After I had my son, I felt pure joy. I did not realize how amazing it is to be a mother. I had to protect him, and in doing so, I protected myself. Before I knew it, however, we went from protection mode to contentment. It also helped that he was an exceptionally easy baby and a bright child. His sweetness, patience and inexplicable sense of peace brought something to me and my family we did not even realize we were missing. He allowed me to finish my undergraduate and graduate career in under three years. He provided me with the motivation, the drive and the ability to connect again to my passions (literature and writing), to my community of professors and to fellow writers and educators. I went from surviving to thriving, a possibility I never knew existed before this child was born.

My son is just like me in so many ways, in looks and in spirit. He is introverted, sensitive, incredibly intuitive and has a brilliant mind. He was reading at the age 3, and knew more about history by the age of 4 than I do even to this day. He is an avid reader, an interact volunteer at his school, a member of the bible club, has the highest lexile in his school’s history (he reads at a graduate level) and is also an athlete.
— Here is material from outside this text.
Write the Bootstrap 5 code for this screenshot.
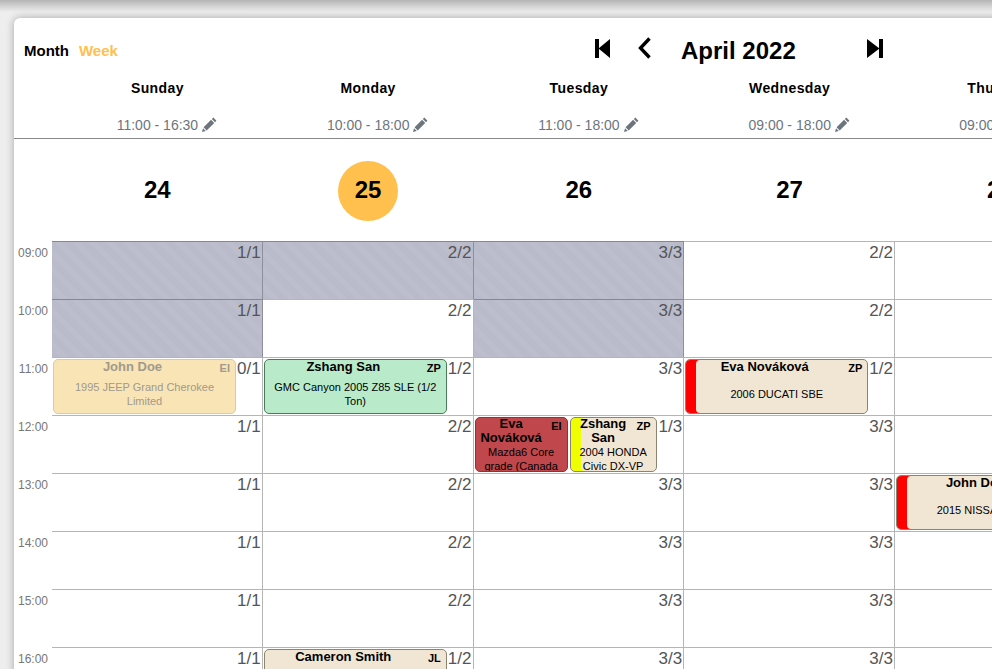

He reads scripture each day, and often reminds me of the messages I need to hear when I, myself, am not hearing them. He has a father, my husband, who has raised him since he was 6 years old, and a younger brother whom he adores. He supports me in all of my struggles and gives me strength when I am not even aware I need to ask for it. This child, my child, is a miracle to which words cannot give justice.

So, please, do me a favor; if you ever meet my son, do not call him by your sign’s title, because that is not who he is. If you get the honor of meeting him, please call him by his name. He does not own that story (though he does know it) so please do not force him to call it his own. Call him by his name.

We are a country inundated by social media, television and information constantly being thrown at us. Ironically, “Law and Order: SVU” is one of the top shows on television, a show whose main character is a product of rape. No one identifies her by the way she came into this world; she is identified for the amazing things she has given back to it. Though everyone knows her story, they do not define her by it. Please allow my son, this child who saved my life, and is already a better person than I may ever be, to be looked at in just the same way. Do not define him by an action he had no control over, or by a person he has no ties to at all. Define him by the character he astounds me with each and every day. Define him by the great man he is becoming, one who has already changed this world for the better, which makes his future even that much more exciting.

The world is filled with bad parents, parents who fail their children each and every day. However, we do not see signs labeling other children, “abuser’s child,” “deadbeat’s child,” “addict’s child,” and so on. We push them, support them, encourage them. We do not label those children with signs, so please stop labeling mine.

I firmly believe in the right to choose, and I understand why someone would choose not to have a child who came into this world through rape. But maybe we can go about the fight in a way that does not make me relive that experience, feel like my choice was wrong or make my child think that he never should have been born. Maybe we can realize that these signs may one day hurt my child, for that is not the story, nor is it the label he chooses to own. Everyone is fighting for the right to choose. Well, I chose, so please allow my son to do the same.